Pero la gente pobre y humilde—los despreciados por los con pretensiones de superioridad moral, los publicanos y las prostitutas, los que no tienen más remedio que vivir marginados de la sociedad—acuden y no vuelven la espada a los predicadores inferiores semejantes a ellos. Se arrepienten, confesando sus pecados, y creen. Y así consiguen llevar la delantera a los engreídos personajes muy importantes en el camino del reino de Dios. Los no arrepentidos, por supuesto, no pueden creer el proceder compasivo del Señor, y por eso lo califican por injusto.

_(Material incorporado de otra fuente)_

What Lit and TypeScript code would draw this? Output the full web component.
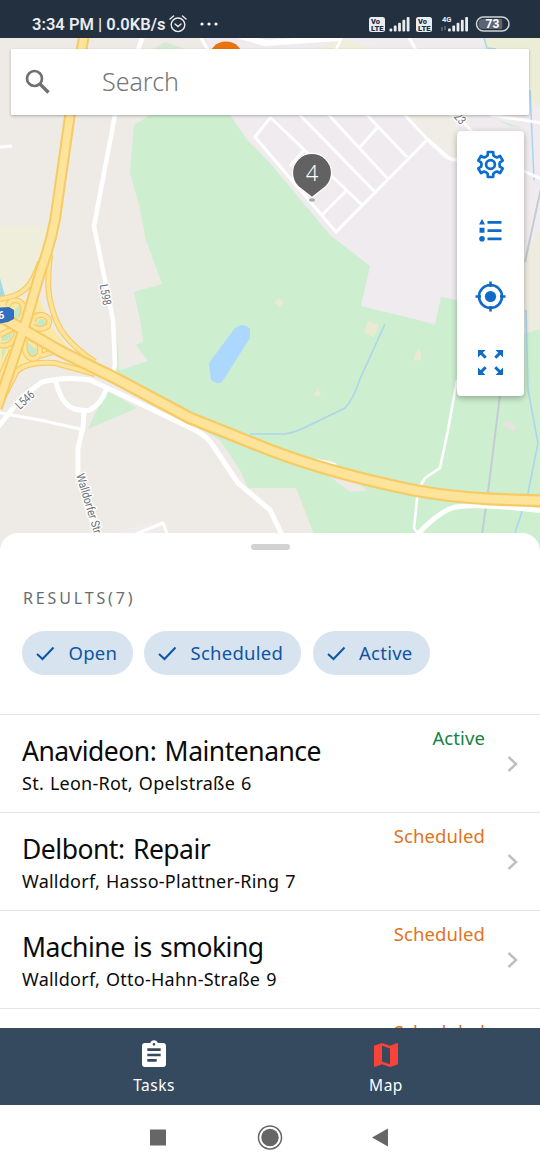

Lo creen, claro, los humildes y los sencillos como san Vicente de Paúl, cuyo testimonio sobre el joven Hermano Simón Busson deja claro que este hermano coadjutor, disputándoles a sus mayores y superiores la puerta del cielo y ganándosela, había de despertar emulación en la comunidad (XI, 74-75). Los no encerrados en sus propios intereses, éstos no encuentran increíble tanto la tradición de que el pan es cuerpo de Jesús y el vino su sangre como la advertencla de que los que no tienen nada forman parte también del cuerpo de Cristo, de modo que a ellos se les debe esperar y no avergonzar. Quienes buscan el interés de los demás aceptan el veredicto sorprendente del juez supremo de que a él se le hace o no se le hace lo que se les hace o no se les hace a los más pequeños hermanos suyos.